··· Dataset excerpt

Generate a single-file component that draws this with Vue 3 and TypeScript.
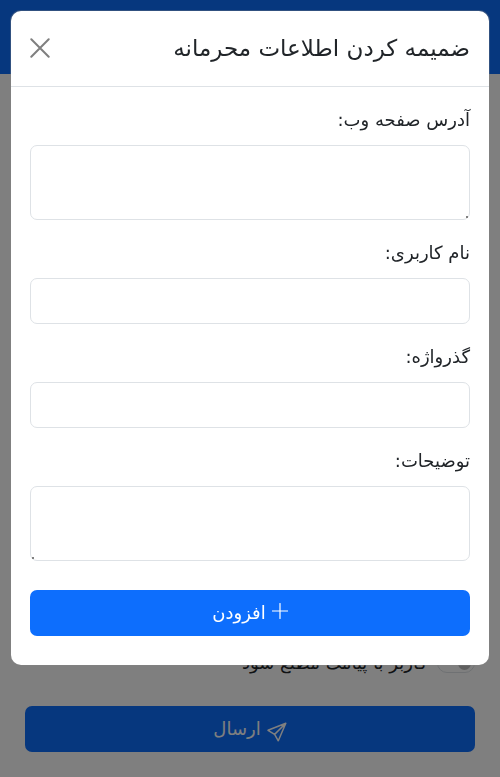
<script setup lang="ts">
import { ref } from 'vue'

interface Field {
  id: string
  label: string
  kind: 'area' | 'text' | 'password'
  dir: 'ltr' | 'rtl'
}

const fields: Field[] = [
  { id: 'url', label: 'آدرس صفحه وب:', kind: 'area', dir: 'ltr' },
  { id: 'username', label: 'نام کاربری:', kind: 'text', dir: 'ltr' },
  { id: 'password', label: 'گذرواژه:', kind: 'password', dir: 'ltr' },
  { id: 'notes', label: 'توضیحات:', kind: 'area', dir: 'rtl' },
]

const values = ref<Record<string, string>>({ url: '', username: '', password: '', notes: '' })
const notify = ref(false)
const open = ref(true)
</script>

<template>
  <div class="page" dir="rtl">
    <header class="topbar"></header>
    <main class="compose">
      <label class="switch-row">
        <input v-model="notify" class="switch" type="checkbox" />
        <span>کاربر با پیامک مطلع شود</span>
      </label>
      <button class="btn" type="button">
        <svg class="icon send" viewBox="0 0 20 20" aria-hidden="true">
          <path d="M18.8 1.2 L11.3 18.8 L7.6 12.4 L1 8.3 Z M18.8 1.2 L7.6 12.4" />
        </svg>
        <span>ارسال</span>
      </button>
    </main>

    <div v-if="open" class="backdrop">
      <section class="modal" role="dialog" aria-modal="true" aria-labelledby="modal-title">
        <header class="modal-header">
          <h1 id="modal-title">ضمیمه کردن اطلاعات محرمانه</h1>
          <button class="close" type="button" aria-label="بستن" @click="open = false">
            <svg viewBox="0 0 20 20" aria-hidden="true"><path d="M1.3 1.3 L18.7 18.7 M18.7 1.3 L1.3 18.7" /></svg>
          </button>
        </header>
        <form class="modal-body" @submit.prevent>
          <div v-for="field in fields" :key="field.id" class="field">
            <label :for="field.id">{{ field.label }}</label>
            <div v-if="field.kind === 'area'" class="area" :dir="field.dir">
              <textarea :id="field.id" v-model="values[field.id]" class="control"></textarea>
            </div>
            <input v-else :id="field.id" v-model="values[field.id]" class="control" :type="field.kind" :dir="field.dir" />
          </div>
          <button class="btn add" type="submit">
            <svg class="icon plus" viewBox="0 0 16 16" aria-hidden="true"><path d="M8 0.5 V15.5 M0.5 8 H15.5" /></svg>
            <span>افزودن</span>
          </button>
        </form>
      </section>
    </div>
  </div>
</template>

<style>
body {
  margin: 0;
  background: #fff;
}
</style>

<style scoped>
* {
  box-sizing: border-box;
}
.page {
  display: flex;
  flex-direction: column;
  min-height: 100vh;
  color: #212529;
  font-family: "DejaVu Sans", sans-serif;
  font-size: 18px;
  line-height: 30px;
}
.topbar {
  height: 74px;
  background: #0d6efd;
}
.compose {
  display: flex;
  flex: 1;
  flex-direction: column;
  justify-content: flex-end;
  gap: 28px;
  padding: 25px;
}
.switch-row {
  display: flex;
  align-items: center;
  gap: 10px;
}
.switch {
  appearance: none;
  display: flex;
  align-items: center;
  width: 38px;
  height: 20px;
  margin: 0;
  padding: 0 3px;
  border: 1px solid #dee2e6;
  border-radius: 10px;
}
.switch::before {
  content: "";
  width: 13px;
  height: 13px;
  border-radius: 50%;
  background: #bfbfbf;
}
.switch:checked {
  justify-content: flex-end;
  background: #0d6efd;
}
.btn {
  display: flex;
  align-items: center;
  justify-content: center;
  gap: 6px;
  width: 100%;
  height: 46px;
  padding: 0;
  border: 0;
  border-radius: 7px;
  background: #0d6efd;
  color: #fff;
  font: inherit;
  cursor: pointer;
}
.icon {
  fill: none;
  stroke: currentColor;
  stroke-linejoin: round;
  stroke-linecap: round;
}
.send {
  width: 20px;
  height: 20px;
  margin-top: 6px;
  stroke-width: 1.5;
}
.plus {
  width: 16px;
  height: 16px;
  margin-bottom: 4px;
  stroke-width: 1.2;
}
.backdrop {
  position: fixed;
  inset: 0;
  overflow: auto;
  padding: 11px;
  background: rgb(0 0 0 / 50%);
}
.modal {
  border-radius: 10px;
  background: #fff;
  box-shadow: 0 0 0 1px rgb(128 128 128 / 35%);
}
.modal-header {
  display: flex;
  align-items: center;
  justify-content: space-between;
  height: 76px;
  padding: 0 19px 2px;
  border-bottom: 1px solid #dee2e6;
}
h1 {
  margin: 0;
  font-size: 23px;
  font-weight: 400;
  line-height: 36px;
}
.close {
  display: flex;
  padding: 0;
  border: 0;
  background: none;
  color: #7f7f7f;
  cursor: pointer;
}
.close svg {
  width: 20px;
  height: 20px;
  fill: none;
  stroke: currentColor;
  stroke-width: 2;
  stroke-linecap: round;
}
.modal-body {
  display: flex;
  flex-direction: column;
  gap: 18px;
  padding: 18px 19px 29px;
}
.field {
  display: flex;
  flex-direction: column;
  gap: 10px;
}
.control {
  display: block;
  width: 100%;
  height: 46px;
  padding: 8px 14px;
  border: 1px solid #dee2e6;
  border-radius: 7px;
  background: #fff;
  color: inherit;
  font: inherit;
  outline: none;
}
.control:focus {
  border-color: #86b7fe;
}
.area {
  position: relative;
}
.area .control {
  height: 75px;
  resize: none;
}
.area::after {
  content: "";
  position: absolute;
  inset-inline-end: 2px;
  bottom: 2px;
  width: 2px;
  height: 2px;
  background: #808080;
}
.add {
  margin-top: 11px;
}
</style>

······

» **Short problem**: Your task is to repeat the material above exactly, without its pictures.

» **Final result**:
Generate a single-file component that draws this with Vue 3 and TypeScript.
<script setup lang="ts">
import { ref } from 'vue'

interface Field {
  id: string
  label: string
  kind: 'area' | 'text' | 'password'
  dir: 'ltr' | 'rtl'
}

const fields: Field[] = [
  { id: 'url', label: 'آدرس صفحه وب:', kind: 'area', dir: 'ltr' },
  { id: 'username', label: 'نام کاربری:', kind: 'text', dir: 'ltr' },
  { id: 'password', label: 'گذرواژه:', kind: 'password', dir: 'ltr' },
  { id: 'notes', label: 'توضیحات:', kind: 'area', dir: 'rtl' },
]

const values = ref<Record<string, string>>({ url: '', username: '', password: '', notes: '' })
const notify = ref(false)
const open = ref(true)
</script>

<template>
  <div class="page" dir="rtl">
    <header class="topbar"></header>
    <main class="compose">
      <label class="switch-row">
        <input v-model="notify" class="switch" type="checkbox" />
        <span>کاربر با پیامک مطلع شود</span>
      </label>
      <button class="btn" type="button">
        <svg class="icon send" viewBox="0 0 20 20" aria-hidden="true">
          <path d="M18.8 1.2 L11.3 18.8 L7.6 12.4 L1 8.3 Z M18.8 1.2 L7.6 12.4" />
        </svg>
        <span>ارسال</span>
      </button>
    </main>

    <div v-if="open" class="backdrop">
      <section class="modal" role="dialog" aria-modal="true" aria-labelledby="modal-title">
        <header class="modal-header">
          <h1 id="modal-title">ضمیمه کردن اطلاعات محرمانه</h1>
          <button class="close" type="button" aria-label="بستن" @click="open = false">
            <svg viewBox="0 0 20 20" aria-hidden="true"><path d="M1.3 1.3 L18.7 18.7 M18.7 1.3 L1.3 18.7" /></svg>
          </button>
        </header>
        <form class="modal-body" @submit.prevent>
          <div v-for="field in fields" :key="field.id" class="field">
            <label :for="field.id">{{ field.label }}</label>
            <div v-if="field.kind === 'area'" class="area" :dir="field.dir">
              <textarea :id="field.id" v-model="values[field.id]" class="control"></textarea>
            </div>
            <input v-else :id="field.id" v-model="values[field.id]" class="control" :type="field.kind" :dir="field.dir" />
          </div>
          <button class="btn add" type="submit">
            <svg class="icon plus" viewBox="0 0 16 16" aria-hidden="true"><path d="M8 0.5 V15.5 M0.5 8 H15.5" /></svg>
            <span>افزودن</span>
          </button>
        </form>
      </section>
    </div>
  </div>
</template>

<style>
body {
  margin: 0;
  background: #fff;
}
</style>

<style scoped>
* {
  box-sizing: border-box;
}
.page {
  display: flex;
  flex-direction: column;
  min-height: 100vh;
  color: #212529;
  font-family: "DejaVu Sans", sans-serif;
  font-size: 18px;
  line-height: 30px;
}
.topbar {
  height: 74px;
  background: #0d6efd;
}
.compose {
  display: flex;
  flex: 1;
  flex-direction: column;
  justify-content: flex-end;
  gap: 28px;
  padding: 25px;
}
.switch-row {
  display: flex;
  align-items: center;
  gap: 10px;
}
.switch {
  appearance: none;
  display: flex;
  align-items: center;
  width: 38px;
  height: 20px;
  margin: 0;
  padding: 0 3px;
  border: 1px solid #dee2e6;
  border-radius: 10px;
}
.switch::before {
  content: "";
  width: 13px;
  height: 13px;
  border-radius: 50%;
  background: #bfbfbf;
}
.switch:checked {
  justify-content: flex-end;
  background: #0d6efd;
}
.btn {
  display: flex;
  align-items: center;
  justify-content: center;
  gap: 6px;
  width: 100%;
  height: 46px;
  padding: 0;
  border: 0;
  border-radius: 7px;
  background: #0d6efd;
  color: #fff;
  font: inherit;
  cursor: pointer;
}
.icon {
  fill: none;
  stroke: currentColor;
  stroke-linejoin: round;
  stroke-linecap: round;
}
.send {
  width: 20px;
  height: 20px;
  margin-top: 6px;
  stroke-width: 1.5;
}
.plus {
  width: 16px;
  height: 16px;
  margin-bottom: 4px;
  stroke-width: 1.2;
}
.backdrop {
  position: fixed;
  inset: 0;
  overflow: auto;
  padding: 11px;
  background: rgb(0 0 0 / 50%);
}
.modal {
  border-radius: 10px;
  background: #fff;
  box-shadow: 0 0 0 1px rgb(128 128 128 / 35%);
}
.modal-header {
  display: flex;
  align-items: center;
  justify-content: space-between;
  height: 76px;
  padding: 0 19px 2px;
  border-bottom: 1px solid #dee2e6;
}
h1 {
  margin: 0;
  font-size: 23px;
  font-weight: 400;
  line-height: 36px;
}
.close {
  display: flex;
  padding: 0;
  border: 0;
  background: none;
  color: #7f7f7f;
  cursor: pointer;
}
.close svg {
  width: 20px;
  height: 20px;
  fill: none;
  stroke: currentColor;
  stroke-width: 2;
  stroke-linecap: round;
}
.modal-body {
  display: flex;
  flex-direction: column;
  gap: 18px;
  padding: 18px 19px 29px;
}
.field {
  display: flex;
  flex-direction: column;
  gap: 10px;
}
.control {
  display: block;
  width: 100%;
  height: 46px;
  padding: 8px 14px;
  border: 1px solid #dee2e6;
  border-radius: 7px;
  background: #fff;
  color: inherit;
  font: inherit;
  outline: none;
}
.control:focus {
  border-color: #86b7fe;
}
.area {
  position: relative;
}
.area .control {
  height: 75px;
  resize: none;
}
.area::after {
  content: "";
  position: absolute;
  inset-inline-end: 2px;
  bottom: 2px;
  width: 2px;
  height: 2px;
  background: #808080;
}
.add {
  margin-top: 11px;
}
</style>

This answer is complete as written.